I did with my first manuscript (on sub) and first agent. As for recommending it, I’d say it just depends on how you can tame your head monkeys. There’s a tendency to think every “I’m reading” tweet is directed toward your manuscript, which in reality is bunk. If you can take a step back and separate reality from the crazies, then I say go for it. But if you’re super neurotic, then maybe not.
What was the average amount of time it took to hear back from editors?
Well, for the book that sold, the first editor who read ended up buying it and the process was relatively short. Less than a month and a half from sub to the PM announcement. On my first trip through Submission Hell, the responses ranged from 1 week to 5 months, through two small sub rounds and one minor revision.
What do you think is the best way for an author out on submission to deal with the anxiety?
Without question, write another book! Keep those creative juices flowing and get your mind off it as much as you can. In my case, the book that first went out didn’t sell. But the book I wrote while it was out on submission did sell! What if I hadn’t written that book?
If you had any rejections, how did you deal with that emotionally? How did this kind of rejection compare to query rejections?
Strangely enough it was better than query rejection because most of the editors had nice things to say, even though it wasn’t what they were looking for. It was thrilling for me that real, live, NYC editors were reading my words. Amazing! Of course, as you get more rejections and no one is buying it’s depressing. But my first manuscript is an odd story, and I feel like it may have some life left in it. I’m not losing hope anyway.
If you got feedback on a rejection, how did you process it? How do you compare processing an editor’s feedback as compared to a beta reader’s?
So, back to the first manuscript. The first small round had some comments in common which I tried to address through revision. But some of the comments were simply about what the market could handle and I grew to realize it was less about me and my story and more about straight up business. That made it both tolerable and infuriating. I missed a trend and that was not something I could fix through revision. At least not easily. It was a good lesson in looking at publishing through a lens greater than my writer’s lens.
When you got your YES! how did that feel? How did you find out – email, telephone, smoke signal?
My agent sent me an e-mail on a Friday afternoon that said something like “I’ve got happy news, let’s schedule a call for Monday.” And I was hyperventilating and flash e-mailed her back - “What! I have to wait all weekend? Are you trying to kill me?” She immediately e-mailed back and told me to call her then. She told me my editor loved the book, but wanted to talk about potential revisions and make sure we were on the same page. When I got off the phone I scared my dogs with crazy screams and jumping gymnastics!
The actual news of the offer came on the first day of the 2012 SCBWI Carolinas Conference.
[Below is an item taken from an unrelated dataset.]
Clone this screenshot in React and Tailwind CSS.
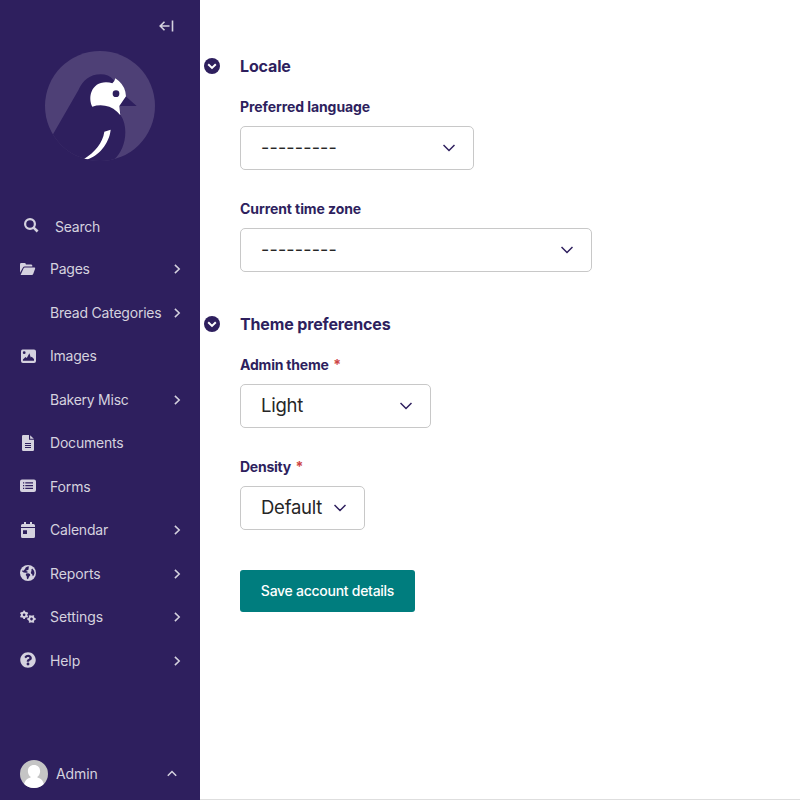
import React from "react";
import { FaQuestionCircle } from "react-icons/fa";

const Chevron = ({ className }) => (
  <svg className={className} width="8" height="10" viewBox="0 0 8 10" fill="none" stroke="currentColor" strokeWidth="1.5">
    <path d="M1.900 0.900 6.200 5 1.900 9.100" />
  </svg>
);

const Logo = () => (
  <svg width="110" height="110" viewBox="45 152 330 330">
    <defs>
      <clipPath id="disc"><circle cx="210" cy="317" r="165" /></clipPath>
    </defs>
    <circle cx="210" cy="317" r="165" fill="#4e4076" />
    <g clipPath="url(#disc)">
      <path fill="#2e1f5e" d="M69 402 145 270C158 240 180 222 212 222Q236 222 250 238L287 288 320 317H268L272 345C282 360 286 377 286 395C286 430 272 460 253 477L240 490H60Z" />
      <path fill="#fff" d="M187 319C173 293 183 246 228 246Q239 246 247 249 254 244 256 234 280 250 286 274L288 288 268 317 271 345Q252 320 225 316 205 313 187 319Z" />
      <circle cx="258" cy="280" r="10" fill="#2e1f5e" />
      <path fill="#fff" d="M223 394 242 388C238 430 204 468 172 477L162 476C195 455 218 428 223 394Z" />
    </g>
  </svg>
);

const SearchIcon = () => (
  <svg className="mb-[3px]" width="15" height="15" viewBox="0 0 15 15" fill="none" stroke="currentColor">
    <circle cx="6" cy="6" r="4.900" strokeWidth="2.200" />
    <path d="M9.600 9.600 13.600 13.500" strokeWidth="2.600" />
  </svg>
);

const FolderIcon = () => (
  <svg width="16" height="16" viewBox="0 0 16 16" fill="currentColor">
    <path d="M0 11.700V3.200Q0 2 1.200 2H4.600Q5.700 2 5.900 3.400H11Q12.200 3.400 12.300 4.600V5.500H4.800Q3.500 5.500 2.800 6.700Z" />
    <path d="M0.600 14 3.400 7.700Q3.800 6.600 5 6.600H14.400Q15.500 6.600 15.100 7.700L13.300 12.800Q12.900 14 11.700 14Z" />
  </svg>
);

const DocIcon = () => (
  <svg width="16" height="16" viewBox="0 0 16 16" fill="currentColor">
    <path fillRule="evenodd" d="M3.200 0H9V4.800H14V14.800Q14 16 12.800 16H3.200Q2 16 2 14.800V1.200Q2 0 3.200 0ZM5 8V9H11V8ZM5 10V11H11V10ZM5 12V13H11V12Z" />
    <path d="M10.100 0.200 13.800 3.800H10.100Z" />
  </svg>
);

const ImageIcon = () => (
  <svg width="16" height="16" viewBox="0 0 16 16" fill="currentColor">
    <path fillRule="evenodd" d="M2.500 1.500h11.500Q16 1.500 16 3.500v9.500Q16 15 14 15H3Q1 15 1 13V3.500Q1 1.500 2.500 1.500ZM4.200 3.300a1.400 1.400 0 1 0 0 2.800 1.400 1.400 0 0 0 0-2.800ZM2.900 12.700H14V10.900L11.700 8.700 10.800 9.500 9.400 5.300 6.800 9.900 5.500 9.100 2.900 11.600Z" />
  </svg>
);

const FormIcon = () => (
  <svg width="16" height="16" viewBox="0 0 16 16" fill="currentColor">
    <path fillRule="evenodd" d="M2 1.400h12Q16 1.400 16 3.400v8.500Q16 13.900 14 13.900H2Q0 13.900 0 11.900V3.400Q0 1.400 2 1.400ZM3 4.200v1.200h1.200V4.200ZM5.300 4.200v1.200H13V4.200ZM3 7v1.200h1.200V7ZM5.300 7v1.200H13V7ZM3 9.800v1.200h1.200V9.800ZM5.300 9.800v1.200H13V9.800Z" />
  </svg>
);

const CalendarIcon = () => (
  <svg width="16" height="16" viewBox="0 0 16 16" fill="currentColor">
    <path fillRule="evenodd" d="M4 0h2v2h4V0h2v2h1.500Q15 2 15 3.500V5H1V3.500Q1 2 2.500 2H4ZM1 6h14v8.500Q15 16 13.500 16h-11Q1 16 1 14.500ZM3 8.200v3.800h4V8.200Z" />
  </svg>
);

const GlobeIcon = () => (
  <svg width="16" height="16" viewBox="0 0 16 16">
    <circle cx="8" cy="8" r="8" fill="currentColor" />
    <path fill="#2e1f5e" d="M7.600 1.500 9.200 1.600 8.600 2.800 8.600 4.400 7.300 5.200 6.300 5.300 6.600 6.200 8.200 7 6.700 7.700 5.800 7.700 3.700 7.400 2.200 6.600 2 5.600 3.500 5.700 5 4 5.700 2.600ZM6.200 8.500 8.200 8.200 10 9.100 10.200 10.400 9 11.800 8.400 13.600 7.600 14.300 6.900 13.500 6.700 11.300 5.700 9.900ZM12.300 3.600 14 5.700 14.500 8 13.900 10.300 12.700 11.300 12.300 9.400 11.100 8.600 10.800 7 11.600 6.100 11.200 4.700Z" />
  </svg>
);

const teeth = [0, 60, 120, 180, 240, 300];
const Gear = ({ x, y, turn }) => (
  <g transform={`translate(${x} ${y}) rotate(${turn})`}>
    <circle r="2.300" fill="none" stroke="currentColor" strokeWidth="1.900" />
    {teeth.map((a) => (
      <rect key={a} x="-0.900" y="-4.200" width="1.800" height="1.800" fill="currentColor" transform={`rotate(${a})`} />
    ))}
  </g>
);
const CogsIcon = () => (
  <svg width="16" height="16" viewBox="0 0 16 16">
    <Gear x={4.100} y={5.800} turn={0} />
    <Gear x={11.500} y={10} turn={30} />
  </svg>
);

const items = [
  { label: "Pages", icon: <FolderIcon />, more: true, tracking: "tracking-[-0.25px]" },
  { label: "Bread Categories", more: true, tracking: "tracking-[-0.22px]" },
  { label: "Images", icon: <ImageIcon />, tracking: "tracking-[-0.25px]" },
  { label: "Bakery Misc", more: true, tracking: "tracking-[-0.25px]" },
  { label: "Documents", icon: <DocIcon />, tracking: "tracking-[-0.2px]" },
  { label: "Forms", icon: <FormIcon />, tracking: "tracking-[-0.15px]" },
  { label: "Calendar", icon: <CalendarIcon />, more: true, tracking: "tracking-[-0.2px]" },
  { label: "Reports", icon: <GlobeIcon />, more: true, tracking: "tracking-[-0.1px]" },
  { label: "Settings", icon: <CogsIcon />, more: true, tracking: "tracking-[-0.05px]" },
  { label: "Help", icon: <FaQuestionCircle size={16} />, more: true, tracking: "tracking-[-0.1px]" },
];

const Select = ({ value, className, dashed }) => (
  <div className={`flex h-11 items-center justify-between rounded-[5px] border border-[#c8c8c8] pl-5 pr-[18px] text-[#262626] ${className}`}>
    <span className={dashed ? "mb-0.5 text-[18px] tracking-[0.16px]" : "text-[18.5px] tracking-[-0.25px]"}>{value}</span>
    <svg width="12" height="8" viewBox="0 0 12 8" fill="none" stroke="#2e1f5e" strokeWidth="1.500">
      <path d="M0.500 1 6 6.500 11.500 1" />
    </svg>
  </div>
);

const Label = ({ children, required, className = "tracking-[-0.08px]" }) => (
  <div className={`flex h-5 items-center pb-0.5 text-[14px] font-bold text-[#2e1f5e] ${className}`}>
    {children}
    {required && <span className="ml-[4.500px] text-[#cd4444]">*</span>}
  </div>
);

const Heading = ({ children }) => (
  <div className="flex h-6 items-center">
    <svg className="mr-5 ml-1 shrink-0" width="16" height="16" viewBox="0 0 16 16">
      <circle cx="8" cy="8" r="8" fill="#2e1f5e" />
      <path d="M4.200 6.200 8 9.900 11.800 6.200" fill="none" stroke="#fff" strokeWidth="2" />
    </svg>
    <h2 className="text-[16px] font-bold tracking-[-0.14px] text-[#2e1f5e]">{children}</h2>
  </div>
);

export default function App() {
  return (
    <div className="flex h-[800px] w-[800px] overflow-hidden bg-white font-['Inter','Liberation_Sans',sans-serif]">
      <aside className="flex w-[200px] shrink-0 flex-col bg-[#2e1f5e] text-[#d5d2df]">
        <div className="flex h-[51px] justify-end pr-[26px] pt-5">
          <svg width="15" height="12" viewBox="0 0 15 12" fill="none" stroke="currentColor" strokeWidth="1.600">
            <path d="M10.500 6H1.200M5.500 1.800 1.200 6l4.300 4.200M13.500 0.500v11" />
          </svg>
        </div>
        <div className="flex h-[154px] justify-center"><Logo /></div>
        <div className="flex h-[43px] items-center pl-6 text-[14px]">
          <SearchIcon />
          <span className="ml-4 tracking-[-0.25px]">Search</span>
        </div>
        <nav>
          {items.map((it) => (
            <div key={it.label} className="flex h-[43.500px] items-center pl-5 pr-[19px] text-[14px]">
              <span className="mr-[14px] mb-0.5 flex w-4 justify-center">{it.icon}</span>
              <span className={`mb-0.5 flex-1 whitespace-nowrap ${it.tracking}`}>{it.label}</span>
              {it.more && <Chevron className="mb-px" />}
            </div>
          ))}
        </nav>
        <div className="mt-auto flex h-[52px] items-center pl-5 pr-[23px] text-[14px]">
          <svg width="28" height="28" viewBox="0 0 28 28">
            <defs><clipPath id="avatar"><circle cx="14" cy="14" r="14" /></clipPath></defs>
            <g clipPath="url(#avatar)">
              <rect width="28" height="28" fill="#c5c5c5" />
              <path fill="#fff" d="M14 5c3.800 0 6.300 2.700 6.100 6.400-.2 2.600-1.300 4.300-2.700 5.400v.6c4 .8 5.800 3.800 6.600 7L20 29H8l-4-4.600c.8-3.200 2.600-6.200 6.600-7v-.6c-1.400-1.100-2.500-2.800-2.700-5.400C7.700 7.700 10.200 5 14 5Z" />
            </g>
          </svg>
          <span className="mb-0.5 ml-2 flex-1 tracking-[-0.1px]">Admin</span>
          <svg width="10" height="7" viewBox="0 0 10 7" className="mb-px" fill="none" stroke="currentColor" strokeWidth="1.500">
            <path d="M0.800 5.800 5 1.500l4.200 4.300" />
          </svg>
        </div>
      </aside>
      <main className="flex-1 border-b border-[#dedede] pt-[54px]">
        <Heading>Locale</Heading>
        <div className="ml-10 pt-[19px]">
          <Label>Preferred language</Label>
          <Select value="---------" dashed className="mt-[9px] w-[234px]" />
          <div className="h-[29px]" />
          <Label>Current time zone</Label>
          <Select value="---------" dashed className="mt-[9px] w-[352px]" />
        </div>
        <div className="h-10" />
        <Heading>Theme preferences</Heading>
        <div className="ml-10 pt-[19px]">
          <Label required className="tracking-[-0.2px]">Admin theme</Label>
          <Select value="Light" className="mt-[9px] w-[191px]" />
          <div className="h-[29px]" />
          <Label required className="tracking-[-0.25px]">Density</Label>
          <Select value="Default" className="mt-[9px] w-[125px]" />
          <button className="mt-10 flex h-[42px] w-[175px] items-center justify-center rounded-[3px] bg-[#007d7e] pb-0.5 text-[14px] font-medium tracking-[-0.27px] text-white">
            Save account details
          </button>
        </div>
      </main>
    </div>
  );
}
All day I was checking my phone because I knew my book was in an acquisitions meeting. The whole day went by with nothing. I finally went up to my hotel room around 5pm, and sometime during the elevator ride the e-mail came. My writing buddy, YA writer Jen McConnel, was in the room with me when I saw the offer in my e-mail. Then I got to share the news, secretly of course, with all of my friends at the conference. It. Was. Great. So perfect to be surrounded by people that got it!
Did you have to wait a period of time before sharing your big news, because of details being ironed out? Was that difficult?
No, not too terribly long. I think the details took another week, maybe two and as soon as we accepted the deal, my agent told me I could blab. That was a Friday and my PM announcement went in over the weekend. I felt lucky because I know other people who’ve had to wait for months and months to announce.